Common Planting Mistakes With Sweet Corn
Even with good intentions, a few missteps show up again and again in corn patches. Spotting them early helps you adjust before next season.
Planting In Single Rows
A lone row along a fence may look tidy, but wind often blows pollen away from silks instead of across them. The result is ears with missing kernels. Short blocks of three or four rows, each only 10–15 feet long, give better pollination than one long row stretching across the yard.
Sowing In Cold, Wet Soil
Cold soil slows germination and invites seed rot. If your seeds fail to sprout or seedlings vanish, think back to planting day. Waiting for soil warmth, using raised beds, or laying clear plastic for a few days can make the difference between a thin stand and a lush block.
Letting Weeds And Grass Take Over
Corn seedlings look sturdy, but they lose ground fast when grass and broadleaf weeds crowd their roots. Regular shallow hoeing in the first month, followed by mulch, keeps the upper few inches of soil clear so corn roots can spread.
Mixing Corn Types Too Closely
Sweet corn planted side by side with popcorn, ornamental corn, or field corn can lead to starchy, bland ears when pollen mixes. Keep different types at least 100 feet apart, or stagger planting dates so they do not tassel at the same time.
Simple Planting Calendar For Sweet Corn
The right calendar depends on your climate, but certain patterns hold across regions. Use the table below as a starting point, then adjust based on your frost dates and local experience.
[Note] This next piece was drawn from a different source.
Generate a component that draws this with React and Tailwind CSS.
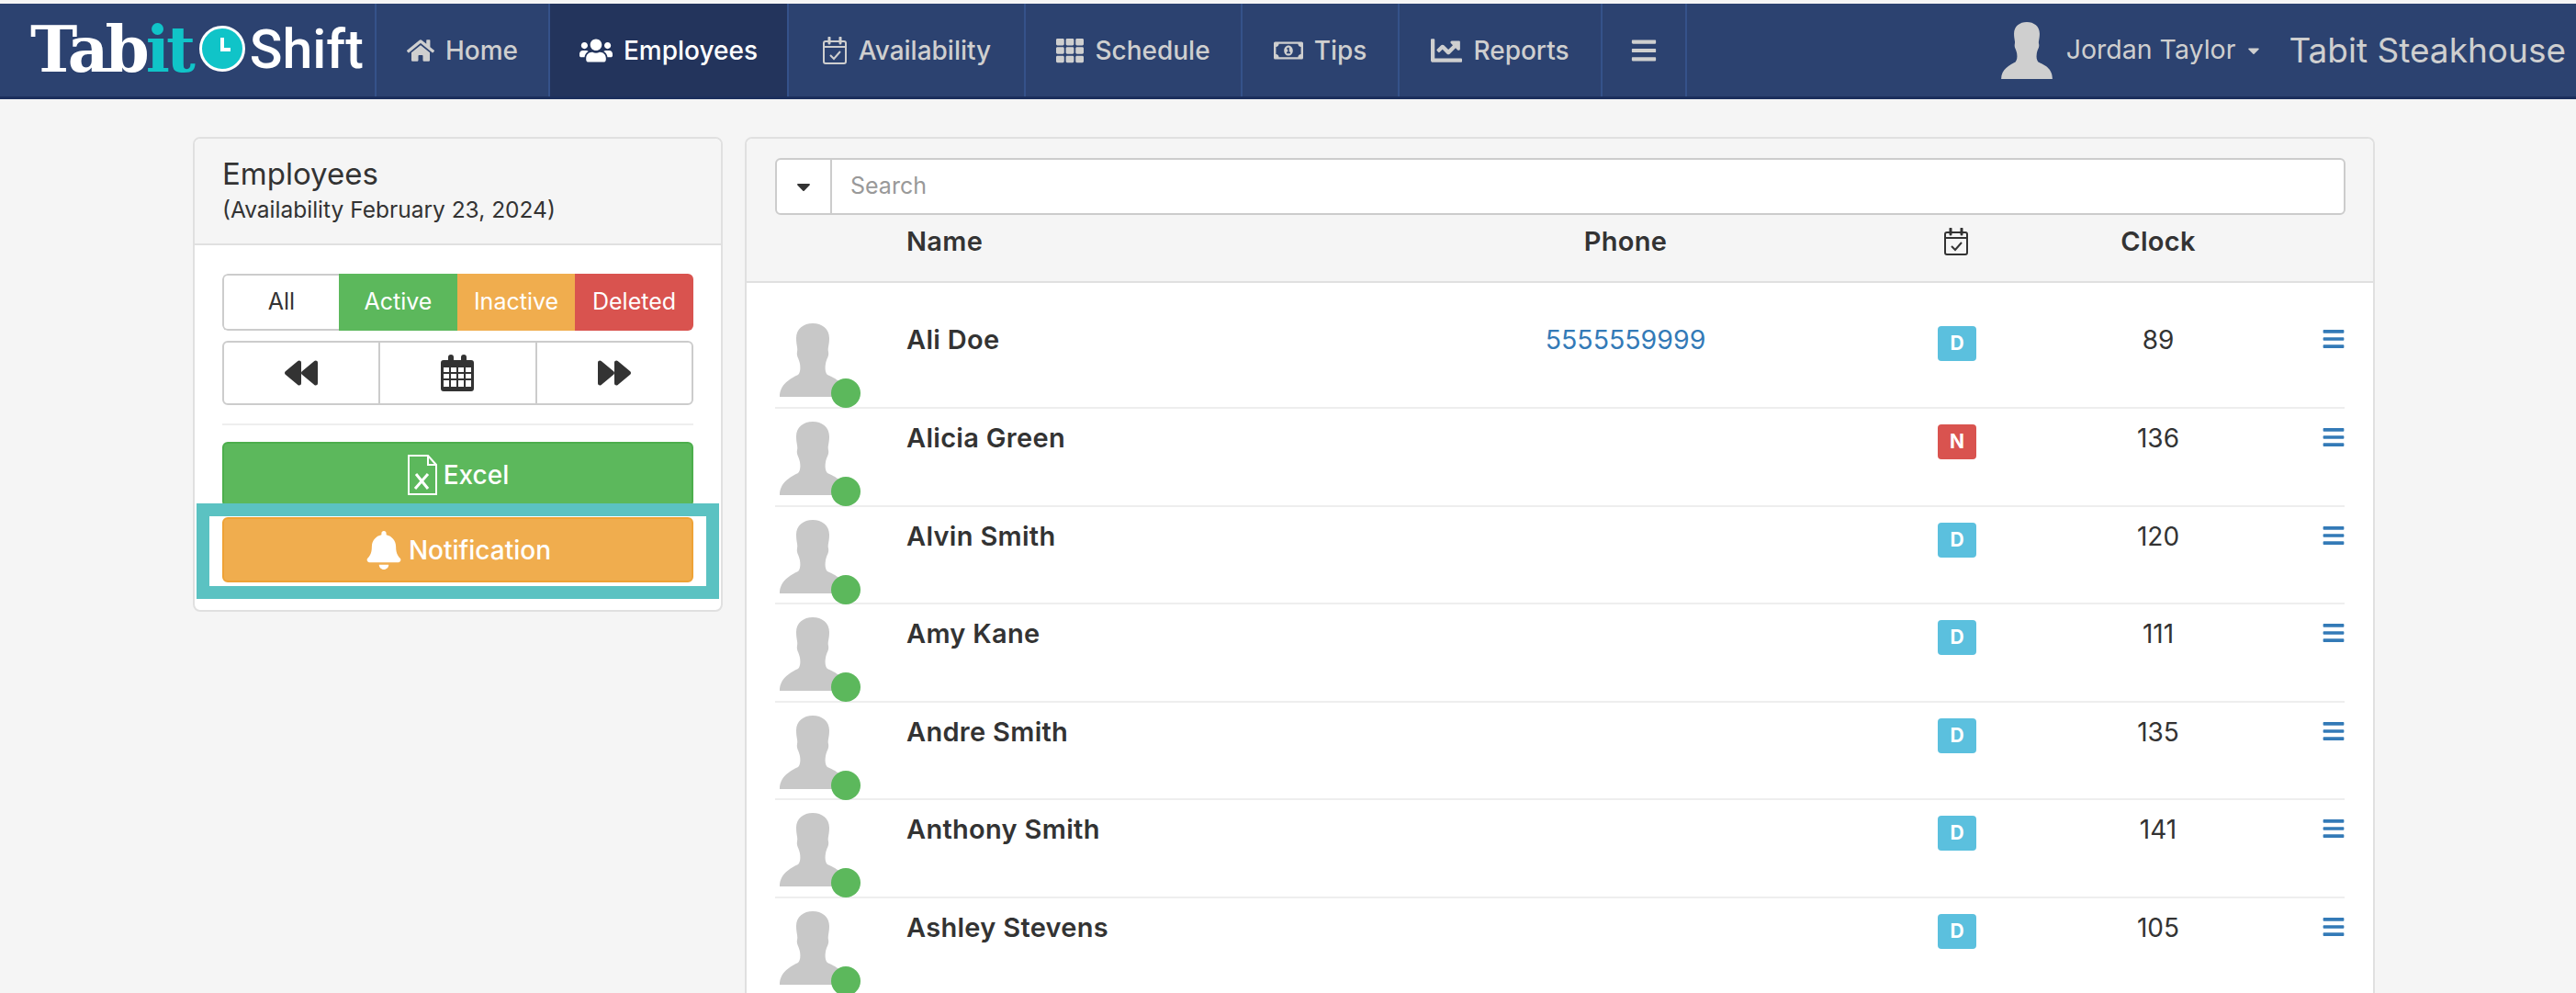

| Climate Zone | Typical Sowing Window | Planting Tip |
|---|---|---|
| Cool Short-Season (Zone 3–4) | Late May to mid-June | Use early varieties and black plastic or row covers |
| Cool Coastal Or Mountain (Zone 5) | Mid-May to late June | Pick 70-day varieties and plant in raised beds |
| Moderate Inland (Zone 6) | Early May to late June | Sow a new block every 10–14 days for staggered harvests |
| Warm Summer (Zone 7) | Mid-April to mid-June | Start with early types, then switch to mid-season varieties |
| Hot Summer (Zone 8) | Early April to early June | Avoid the hottest midsummer window for young seedlings |
| Subtropical (Zone 9) | Late February to early April | Plant early, then again in late summer for a fall crop |
| Mild Winter Areas | Where frost is rare | Use fall plantings with heat-tolerant varieties |
Local extension offices often publish region-specific calendars online, so once you have a feel for this general pattern you can check dates against advice tailored to your town.
Bringing Homegrown Sweet Corn To The Table
Planting goes by in a few spring days, but harvest stretches across weeks. Ears are ready when silks turn brown and dry, husks feel plump, and a pressed kernel oozes milky sap. Pick in the cool of morning, stash ears in the fridge, and cook them as soon as you can. Boiling, grilling, or roasting over coals all reward the effort you put into those rows.
Once you see how a small block of stalks can supply armloads of cobs, the routine of soil prep, careful spacing, deep watering, and simple hand pollination feels like second nature. With each season you will tweak varieties, timing, and layout, yet the core steps stay the same, and your patch of sweet corn turns into a steady part of your summer table.